→ **REQUIREMENT**
Exactly as written, quote every line that follows, skipping the images.

→ **INFORMATION SUPPLIED**
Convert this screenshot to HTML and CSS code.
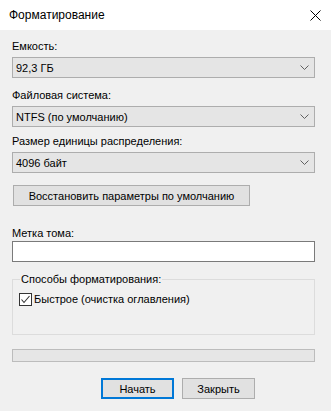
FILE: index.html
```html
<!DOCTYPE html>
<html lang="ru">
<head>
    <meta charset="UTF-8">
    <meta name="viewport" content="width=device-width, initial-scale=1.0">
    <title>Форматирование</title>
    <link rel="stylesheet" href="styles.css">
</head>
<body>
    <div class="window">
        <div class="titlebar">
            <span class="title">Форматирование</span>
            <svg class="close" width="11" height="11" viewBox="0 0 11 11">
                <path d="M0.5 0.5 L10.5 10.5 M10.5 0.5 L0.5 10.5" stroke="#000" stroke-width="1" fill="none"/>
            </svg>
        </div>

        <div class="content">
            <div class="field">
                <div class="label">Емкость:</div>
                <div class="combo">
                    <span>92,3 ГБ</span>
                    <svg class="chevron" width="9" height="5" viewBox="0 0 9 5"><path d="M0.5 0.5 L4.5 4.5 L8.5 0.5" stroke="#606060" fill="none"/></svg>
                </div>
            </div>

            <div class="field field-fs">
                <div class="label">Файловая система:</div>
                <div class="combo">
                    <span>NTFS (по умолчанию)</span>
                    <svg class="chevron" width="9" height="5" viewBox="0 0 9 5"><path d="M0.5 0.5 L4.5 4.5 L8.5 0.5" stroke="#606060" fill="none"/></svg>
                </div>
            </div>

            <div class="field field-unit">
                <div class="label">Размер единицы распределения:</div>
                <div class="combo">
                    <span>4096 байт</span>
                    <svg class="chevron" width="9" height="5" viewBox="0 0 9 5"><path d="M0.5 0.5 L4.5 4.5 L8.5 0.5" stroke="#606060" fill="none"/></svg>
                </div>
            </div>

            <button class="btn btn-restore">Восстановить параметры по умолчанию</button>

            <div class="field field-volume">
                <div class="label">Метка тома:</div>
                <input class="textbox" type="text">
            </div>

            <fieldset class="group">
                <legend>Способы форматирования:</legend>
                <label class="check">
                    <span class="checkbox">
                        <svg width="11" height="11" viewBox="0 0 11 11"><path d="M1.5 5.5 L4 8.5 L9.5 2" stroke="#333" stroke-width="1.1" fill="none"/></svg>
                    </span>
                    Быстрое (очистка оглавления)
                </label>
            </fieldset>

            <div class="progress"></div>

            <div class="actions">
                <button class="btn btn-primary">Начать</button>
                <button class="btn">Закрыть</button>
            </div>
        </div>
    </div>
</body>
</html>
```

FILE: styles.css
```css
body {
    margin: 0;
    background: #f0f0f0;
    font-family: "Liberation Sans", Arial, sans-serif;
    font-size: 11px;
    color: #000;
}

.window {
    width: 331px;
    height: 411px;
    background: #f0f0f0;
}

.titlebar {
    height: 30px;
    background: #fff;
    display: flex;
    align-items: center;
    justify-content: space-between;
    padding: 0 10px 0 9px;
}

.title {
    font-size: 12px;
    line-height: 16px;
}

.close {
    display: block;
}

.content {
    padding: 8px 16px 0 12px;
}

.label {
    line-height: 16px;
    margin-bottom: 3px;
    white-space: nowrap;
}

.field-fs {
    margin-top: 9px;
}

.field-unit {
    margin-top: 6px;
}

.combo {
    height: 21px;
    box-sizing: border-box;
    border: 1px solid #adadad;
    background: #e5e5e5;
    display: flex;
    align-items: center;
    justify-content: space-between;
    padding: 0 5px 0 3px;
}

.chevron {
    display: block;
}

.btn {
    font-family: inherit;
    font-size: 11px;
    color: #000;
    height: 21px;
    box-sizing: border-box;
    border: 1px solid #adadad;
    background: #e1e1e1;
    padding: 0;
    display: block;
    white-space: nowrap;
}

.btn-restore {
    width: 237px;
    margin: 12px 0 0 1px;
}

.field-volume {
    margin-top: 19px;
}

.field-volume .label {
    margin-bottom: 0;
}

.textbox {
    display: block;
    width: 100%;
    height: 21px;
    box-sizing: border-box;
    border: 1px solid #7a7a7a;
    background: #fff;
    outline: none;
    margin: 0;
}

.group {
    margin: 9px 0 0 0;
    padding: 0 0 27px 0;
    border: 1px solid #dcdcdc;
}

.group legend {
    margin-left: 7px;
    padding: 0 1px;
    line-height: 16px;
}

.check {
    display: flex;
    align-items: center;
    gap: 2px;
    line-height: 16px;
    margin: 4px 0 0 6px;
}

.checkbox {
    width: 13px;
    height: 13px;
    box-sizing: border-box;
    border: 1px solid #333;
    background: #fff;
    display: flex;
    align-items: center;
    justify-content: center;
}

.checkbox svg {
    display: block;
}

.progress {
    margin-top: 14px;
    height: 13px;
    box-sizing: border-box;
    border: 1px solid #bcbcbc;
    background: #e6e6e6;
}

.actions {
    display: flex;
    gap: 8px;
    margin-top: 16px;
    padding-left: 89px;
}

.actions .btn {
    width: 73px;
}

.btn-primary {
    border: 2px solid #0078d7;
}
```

→ **TASK RESULT**
Convert this screenshot to HTML and CSS code.
FILE: index.html
```html
<!DOCTYPE html>
<html lang="ru">
<head>
    <meta charset="UTF-8">
    <meta name="viewport" content="width=device-width, initial-scale=1.0">
    <title>Форматирование</title>
    <link rel="stylesheet" href="styles.css">
</head>
<body>
    <div class="window">
        <div class="titlebar">
            <span class="title">Форматирование</span>
            <svg class="close" width="11" height="11" viewBox="0 0 11 11">
                <path d="M0.5 0.5 L10.5 10.5 M10.5 0.5 L0.5 10.5" stroke="#000" stroke-width="1" fill="none"/>
            </svg>
        </div>

        <div class="content">
            <div class="field">
                <div class="label">Емкость:</div>
                <div class="combo">
                    <span>92,3 ГБ</span>
                    <svg class="chevron" width="9" height="5" viewBox="0 0 9 5"><path d="M0.5 0.5 L4.5 4.5 L8.5 0.5" stroke="#606060" fill="none"/></svg>
                </div>
            </div>

            <div class="field field-fs">
                <div class="label">Файловая система:</div>
                <div class="combo">
                    <span>NTFS (по умолчанию)</span>
                    <svg class="chevron" width="9" height="5" viewBox="0 0 9 5"><path d="M0.5 0.5 L4.5 4.5 L8.5 0.5" stroke="#606060" fill="none"/></svg>
                </div>
            </div>

            <div class="field field-unit">
                <div class="label">Размер единицы распределения:</div>
                <div class="combo">
                    <span>4096 байт</span>
                    <svg class="chevron" width="9" height="5" viewBox="0 0 9 5"><path d="M0.5 0.5 L4.5 4.5 L8.5 0.5" stroke="#606060" fill="none"/></svg>
                </div>
            </div>

            <button class="btn btn-restore">Восстановить параметры по умолчанию</button>

            <div class="field field-volume">
                <div class="label">Метка тома:</div>
                <input class="textbox" type="text">
            </div>

            <fieldset class="group">
                <legend>Способы форматирования:</legend>
                <label class="check">
                    <span class="checkbox">
                        <svg width="11" height="11" viewBox="0 0 11 11"><path d="M1.5 5.5 L4 8.5 L9.5 2" stroke="#333" stroke-width="1.1" fill="none"/></svg>
                    </span>
                    Быстрое (очистка оглавления)
                </label>
            </fieldset>

            <div class="progress"></div>

            <div class="actions">
                <button class="btn btn-primary">Начать</button>
                <button class="btn">Закрыть</button>
            </div>
        </div>
    </div>
</body>
</html>
```

FILE: styles.css
```css
body {
    margin: 0;
    background: #f0f0f0;
    font-family: "Liberation Sans", Arial, sans-serif;
    font-size: 11px;
    color: #000;
}

.window {
    width: 331px;
    height: 411px;
    background: #f0f0f0;
}

.titlebar {
    height: 30px;
    background: #fff;
    display: flex;
    align-items: center;
    justify-content: space-between;
    padding: 0 10px 0 9px;
}

.title {
    font-size: 12px;
    line-height: 16px;
}

.close {
    display: block;
}

.content {
    padding: 8px 16px 0 12px;
}

.label {
    line-height: 16px;
    margin-bottom: 3px;
    white-space: nowrap;
}

.field-fs {
    margin-top: 9px;
}

.field-unit {
    margin-top: 6px;
}

.combo {
    height: 21px;
    box-sizing: border-box;
    border: 1px solid #adadad;
    background: #e5e5e5;
    display: flex;
    align-items: center;
    justify-content: space-between;
    padding: 0 5px 0 3px;
}

.chevron {
    display: block;
}

.btn {
    font-family: inherit;
    font-size: 11px;
    color: #000;
    height: 21px;
    box-sizing: border-box;
    border: 1px solid #adadad;
    background: #e1e1e1;
    padding: 0;
    display: block;
    white-space: nowrap;
}

.btn-restore {
    width: 237px;
    margin: 12px 0 0 1px;
}

.field-volume {
    margin-top: 19px;
}

.field-volume .label {
    margin-bottom: 0;
}

.textbox {
    display: block;
    width: 100%;
    height: 21px;
    box-sizing: border-box;
    border: 1px solid #7a7a7a;
    background: #fff;
    outline: none;
    margin: 0;
}

.group {
    margin: 9px 0 0 0;
    padding: 0 0 27px 0;
    border: 1px solid #dcdcdc;
}

.group legend {
    margin-left: 7px;
    padding: 0 1px;
    line-height: 16px;
}

.check {
    display: flex;
    align-items: center;
    gap: 2px;
    line-height: 16px;
    margin: 4px 0 0 6px;
}

.checkbox {
    width: 13px;
    height: 13px;
    box-sizing: border-box;
    border: 1px solid #333;
    background: #fff;
    display: flex;
    align-items: center;
    justify-content: center;
}

.checkbox svg {
    display: block;
}

.progress {
    margin-top: 14px;
    height: 13px;
    box-sizing: border-box;
    border: 1px solid #bcbcbc;
    background: #e6e6e6;
}

.actions {
    display: flex;
    gap: 8px;
    margin-top: 16px;
    padding-left: 89px;
}

.actions .btn {
    width: 73px;
}

.btn-primary {
    border: 2px solid #0078d7;
}
```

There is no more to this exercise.